Futures of city appointees hinge on Monday meeting
At next Monday's city council meeting, Eudora Mayor Tom Pyle and the council will either reappoint or dismiss a number of city officials, including Bobby Arnold, Eudora parks and recreation director, and Jim Boyer, city superintendent.
In the weeks leading up to the meeting, Arnold received an early message informing him that he would most likely not be retained. This message has spawned a petition for support of Arnold and has led some council members to question the validity of the appointment system.
Boyer said he was informed by the mayor June 14 that he would not be recommended for reappointment but that Pyle didn't explain why.
"He really didn't have a good answer," Boyer said. "He just said it wasn't working out."
Boyer has been city superintendent since October 2002.
With these personnel questions looming, former council member Rex Burkhardt will be attending and thinks it'll be a packed house.
"I think there will be a lot of support for Bobby," Burkhardt said.
The waves of controversy have centered on the appointees, who serve under a different classification than other city workers.
The mayor and the city council determine the status of Arnold, the city superintendent and other municipal positions including the city clerk, municipal judge and chief of police.
"It's an appointment by the mayor with the approval of city council," city clerk Donna Oleson said.
According to the Governing Body Handbook published by the Kansas League of Municipalities in 2005, the duration of the appointment lasts one year and until the mayor and council appoint a successor.
Discussion about the appointments may take place during the executive session of the city council meeting.
City employees may not disclose the reasoning behind their personnel decisions but the city council looks into all aspects of the hiring process.
The goal is always to make a well-informed decision, city council member Scott Hopson said.

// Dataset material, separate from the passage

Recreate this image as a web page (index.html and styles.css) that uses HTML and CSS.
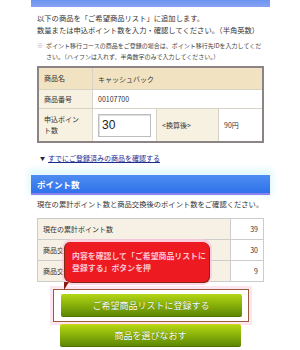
FILE: index.html
```html
<!DOCTYPE html>
<html lang="ja">
<head>
  <meta charset="UTF-8">
  <title>ご希望商品リスト</title>
  <link rel="stylesheet" href="styles.css">
</head>
<body>
  <div class="page">
    <div class="top-bar"></div>

    <!-- 商品確認 -->
    <div class="section">
      <p class="lead">以下の商品を「ご希望商品リスト」に追加します。<br>数量または申込ポイント数を入力・確認してください。（半角英数）</p>
      <p class="note"><span class="mark">※</span>ポイント移行コースの商品をご登録の場合は、ポイント移行先IDを入力してください。（ハイフンは入れず、半角数字のみで入力してください。）</p>

      <table class="item-table">
        <tr class="row-name">
          <th>商品名</th>
          <td colspan="3">キャッシュバック</td>
        </tr>
        <tr class="row-code">
          <th>商品番号</th>
          <td colspan="3">00107700</td>
        </tr>
        <tr class="row-point">
          <th>申込ポイン<br>ト数</th>
          <td class="input-cell"><input type="text" class="point-input" value="30"></td>
          <td class="sub-label">&lt;換算後&gt;</td>
          <td class="yen">90円</td>
        </tr>
      </table>

      <p class="more"><span class="arrow">▼</span><a href="#">すでにご登録済みの商品を確認する</a></p>
    </div>

    <!-- ポイント数 -->
    <h2 class="section-title">ポイント数</h2>
    <div class="section points">
      <p class="lead">現在の累計ポイント数と商品交換後のポイント数をご確認ください。</p>
      <table class="point-table">
        <tr><th>現在の累計ポイント数</th><td>39</td></tr>
        <tr><th>商品交換に必要なポイント数</th><td>30</td></tr>
        <tr><th>商品交換後のポイント数</th><td>9</td></tr>
      </table>

      <div class="tip">内容を確認して「ご希望商品リストに<br>登録する」ボタンを押</div>

      <div class="actions">
        <div class="focus">
          <button class="btn">ご希望商品リストに登録する</button>
        </div>
        <button class="btn">商品を選びなおす</button>
      </div>
    </div>
  </div>
</body>
</html>
```

FILE: styles.css
```css
body {
  margin: 0;
  background-color: #ffffff;
  font-family: "Noto Sans CJK JP", "Noto Sans", sans-serif;
  color: #333333;
}
.page {
  width: 239px;
  margin-left: 31px;
}
.top-bar {
  height: 7px;
  background: linear-gradient(#6c94f0, #86a2f2);
}
.section {
  padding: 0 6px;
}
p {
  margin: 0;
}
.lead {
  font-size: 7.3px;
  line-height: 12px;
  padding-top: 5px;
  white-space: nowrap;
}
.note {
  margin-top: 4px;
  padding-left: 9px;
  text-indent: -9px;
  font-size: 6px;
  line-height: 11px;
  color: #444444;
}
.note .mark {
  display: inline-block;
  width: 9px;
  text-indent: 0;
  color: #c8a0a8;
}
.item-table {
  margin-top: 4px;
  width: 227px;
  border-collapse: collapse;
  border: 2px solid #8c8484;
  font-size: 7px;
}
.item-table th,
.item-table td {
  border: 1px solid #d9d2c6;
  padding: 0 5px;
  text-align: left;
  font-weight: normal;
}
.item-table th {
  width: 43px;
  background-color: #f7f1e2;
  line-height: 11px;
}
.row-name th,
.row-name td {
  height: 21px;
  background-color: #f1e3c2;
}
.row-code td {
  height: 18px;
  background-color: #ffffff;
}
.row-point th,
.row-point td {
  height: 32px;
}
.input-cell {
  width: 52px;
}
.point-input {
  display: block;
  box-sizing: border-box;
  width: 53px;
  height: 23px;
  margin: 0;
  padding: 0 3px;
  border: 1px solid #bdbdbd;
  box-shadow: inset 1px 1px 1px #dddddd;
  font-family: "Liberation Sans", sans-serif;
  font-size: 12px;
  color: #222222;
}
.item-table .sub-label {
  width: 51px;
  background-color: #f7f1e2;
}
.item-table .yen {
  background-color: #ffffff;
}
.more {
  margin-top: 9px;
  font-size: 7px;
  line-height: 12px;
}
.more .arrow {
  display: inline-block;
  width: 8px;
  margin-left: 3px;
  font-size: 5px;
  vertical-align: 1px;
  color: #222244;
}
.more a {
  color: #1d2c93;
}
.section-title {
  margin: 11px 0 0;
  height: 18px;
  padding-left: 6px;
  background: linear-gradient(#4e8cf2, #2f72ea);
  border-bottom: 2px solid #8c82ee;
  box-shadow: 0 -3px 6px 3px #e3f8fb;
  color: #ffffff;
  font-size: 8.5px;
  font-weight: bold;
  line-height: 19px;
}
.points {
  position: relative;
}
.points .lead {
  padding-top: 3px;
}
.point-table {
  margin-top: 8px;
  width: 227px;
  border-collapse: collapse;
  font-size: 7px;
}
.point-table th,
.point-table td {
  height: 20px;
  border: 1px solid #cccccc;
  padding: 0 5px;
}
.point-table th {
  text-align: left;
  font-weight: normal;
  background-color: #f6f1e4;
}
.point-table td {
  width: 22px;
  text-align: right;
  background-color: #ffffff;
}
.tip {
  position: absolute;
  left: 34px;
  top: 47px;
  width: 144px;
  height: 40px;
  box-sizing: border-box;
  padding: 8px 0 0 7px;
  background-color: #ee1a22;
  border-radius: 6px;
  box-shadow: 1px 1px 0 #7e2c14, -1px 0 0 #7e2c14, 0 0 0 3px rgba(255, 196, 222, 0.7);
  color: #ffc4d2;
  font-size: 7.9px;
  font-weight: bold;
  line-height: 12px;
  white-space: nowrap;
}
.tip::after {
  content: "";
  position: absolute;
  left: -1px;
  bottom: -8px;
  border-left: 5px solid #8a1c12;
  border-bottom: 8px solid transparent;
}
.actions {
  display: flex;
  flex-direction: column;
  align-items: center;
  margin-top: 7px;
  gap: 2px;
}
.focus {
  padding: 4px 6px 4px 7px;
  border: 1.5px solid #9b5a3c;
  box-shadow: 0 0 0 3px #fde6f0;
  background-color: #ffffff;
}
.btn {
  display: block;
  width: 181px;
  height: 23px;
  padding: 0;
  border: none;
  border-bottom: 1px solid #4d7400;
  border-radius: 2px;
  background: linear-gradient(#b4d614, #88b00a 50%, #5c8804);
  color: #ffffff;
  font-family: "Noto Sans CJK JP", sans-serif;
  font-size: 9px;
  text-shadow: 0 0 1px #4a6a00;
  cursor: pointer;
}
.actions > .btn {
  border-top: 1px solid #d6d21a;
}
```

"You just try and get the facts and make the best decision you can," Hopson said.
The Eudora City Council follows the tips set out in the handbook, which provides for appointment controversies.
The handbook classified a "smooth-running appointment process" as one that strikes a balance between community relations and state law. It stressed the use of common sense when opposition occurs.
State statute gives the mayor the right to appoint positions. If the council does not agree with the mayor -- for instance, if it believes the appointee isn't qualified or wouldn't be good for the office, or vice versa -- then it would be perfectly right to refuse consent.
This follows with Bill Whitten's view during a council appointment approval session.
"You've got to look and see what is best going to benefit the city as a whole," Whitten said.
Council member Dan Gregg has been questioning what he thinks will be best for the city. It might be time for Eudora to move beyond the appointment system, Gregg said.
"I'm concerned that we have so many positions open that it's too many to have open at one time," Gregg said. "It could put the city at risk with this massive transition."
The current system gives city appointees too little job security, Gregg said.
"Right now the work is at the will and the whim of the council, and having appointed department heads shows a lack of growth for our city," Gregg said. "I don't know why anyone would like to be a department head in Eudora."
Pyle affirmed that the city council would have definite reasons for any decisions it made regarding employee appointments.